African women headed households World Bank 2015

Thus FHH prevalence has been rising while poverty has been falling. Past literature has been generally suggestive that FHHs tend to be poorer. But does this imply that FHHs have been left behind by recent improvements in living standards? Female heads are a diverse group. Some – such as married women with a nonresident husband (polygynous or migrant), or educated women who may choose, and socially and economically afford, not to be married or remarried – can be expected to be relatively well-off. Others – war or AIDS widows, separated or abandoned women, and single mothers who have not ‘chosen’ headship but simply have no options – are frequently found to head disadvantaged households.

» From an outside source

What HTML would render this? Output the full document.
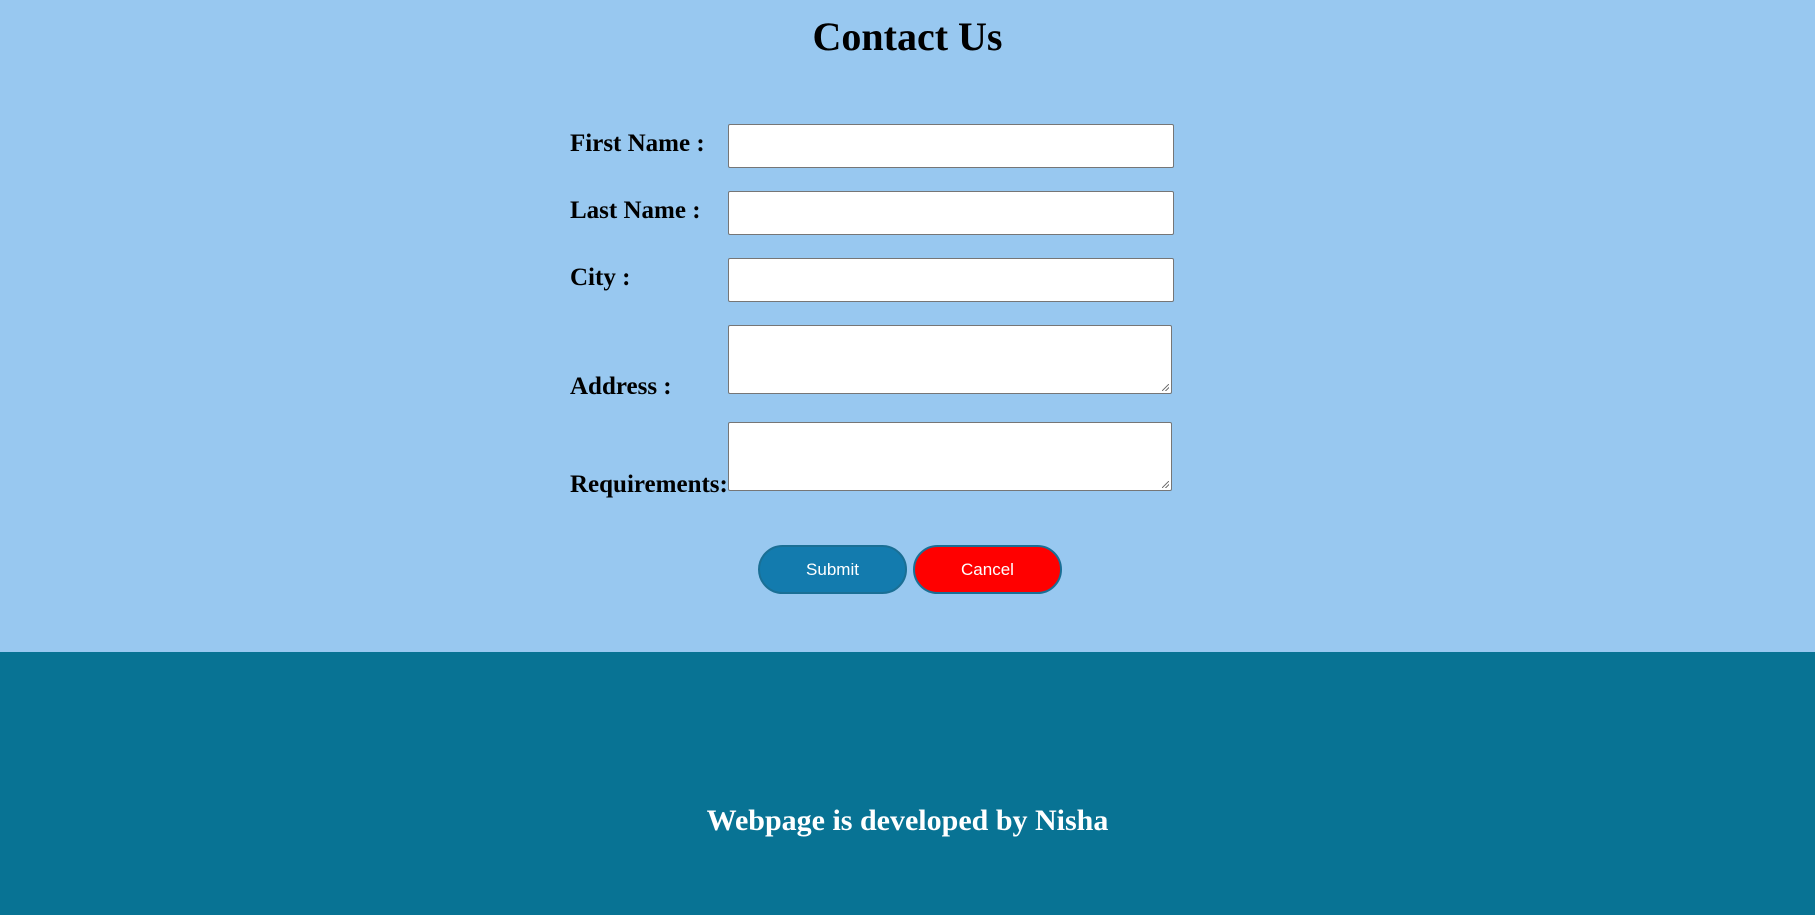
<!DOCTYPE html>
<html><head><meta charset="utf-8"><style>
html,body{margin:0;padding:0;width:1815px;height:915px;overflow:hidden;background:#98c8f0;font-family:"Liberation Serif",serif}
h1{position:absolute;margin:0;left:0;width:1815px;text-align:center;top:12px;font-size:40px;line-height:50px;font-weight:bold}
.lbl{position:absolute;left:570px;font-size:25px;font-weight:bold;line-height:30px}
.inp{position:absolute;left:728px;width:444px;height:42px;background:#fff;border:1px solid #767676;border-radius:2px}
.ta{position:absolute;left:728px;width:442px;height:67px;background:#fff;border:1px solid #767676;border-radius:2px}
.ta:after{content:"";position:absolute;right:2px;bottom:2px;width:7px;height:7px;background:linear-gradient(135deg,transparent 45%,#777 45%,#777 55%,transparent 55%,transparent 70%,#777 70%,#777 80%,transparent 80%)}
.btn{position:absolute;top:545px;width:145px;height:45px;border:2px solid #1a6f95;border-radius:26px;color:#fff;font-family:"Liberation Sans",sans-serif;font-size:17px;line-height:45px;text-align:center}
.foot{position:absolute;left:0;top:652px;width:1815px;height:263px;background:#087394}
.ft{position:absolute;left:0;width:1815px;text-align:center;top:801px;font-size:30px;font-weight:bold;color:#fff;line-height:40px}
</style></head><body>
<h1>Contact Us</h1>
<div class="lbl" style="top:129px">First Name :</div>
<div class="lbl" style="top:196px">Last Name :</div>
<div class="lbl" style="top:263px">City :</div>
<div class="lbl" style="top:372px">Address :</div>
<div class="lbl" style="top:470px">Requirements:</div>
<div class="inp" style="top:124px"></div>
<div class="inp" style="top:191px"></div>
<div class="inp" style="top:258px"></div>
<div class="ta" style="top:325px"></div>
<div class="ta" style="top:422px"></div>
<div class="btn" style="left:758px;background:#137bae">Submit</div>
<div class="btn" style="left:913px;background:#ff0000">Cancel</div>
<div class="foot"></div>
<div class="ft">Webpage is developed by Nisha</div>
</body></html>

So what has happened to the living standards of FHHs in the aggregate? This is examined by calculating country-specific changes in the headcount index of poverty based on real household per capita consumption expenditures in 2005 PPP, for male and female headed households separately. Spells of comparable survey pairs for the same country allow this to be done for 27 spells and 24 countries that account for approximately 80% of Africa’s current population.

Poverty declined for both household groups but in most countries, it fell faster for FHHs. This is also true when one allows for the diversity among FHHs – for example, comparing households with widow and non-widowed heads, married heads with and without a male adult household member and the same for non-married heads. And the finding that poverty is falling faster for FHHs is robust to testing sensitivity to allowing for the generally smaller size of FHHs and economies of scale in consumption, does not alter this key finding. The living standards of the various types of FHHs followed dissimilar paths across countries and time periods with no one type consistently outperforming the others, yet with at least one type usually outperforming MHHs. There is little discernible pattern across countries. One category of FHH does well in one country or time period while another category does best elsewhere.

In sum, poverty has fallen more rapidly in FHHs. A decomposition of the change in poverty indicates that, rather than putting a break on poverty reduction, FHHs are contributing appreciably to the overall decline in poverty despite their smaller overall share in the population.

But why has poverty fallen faster for FHHs? Perhaps poor FHHs face relatively high economic returns to the new opportunities unleashed by growth; or perhaps they have benefited disproportionately from the expansion of social protection in the region; or perhaps the group of people living in FHHs is fundamentally changing over time. A superficial examination does not support any of these explanations but this new stylized fact about poverty in Africa warrants a closer look.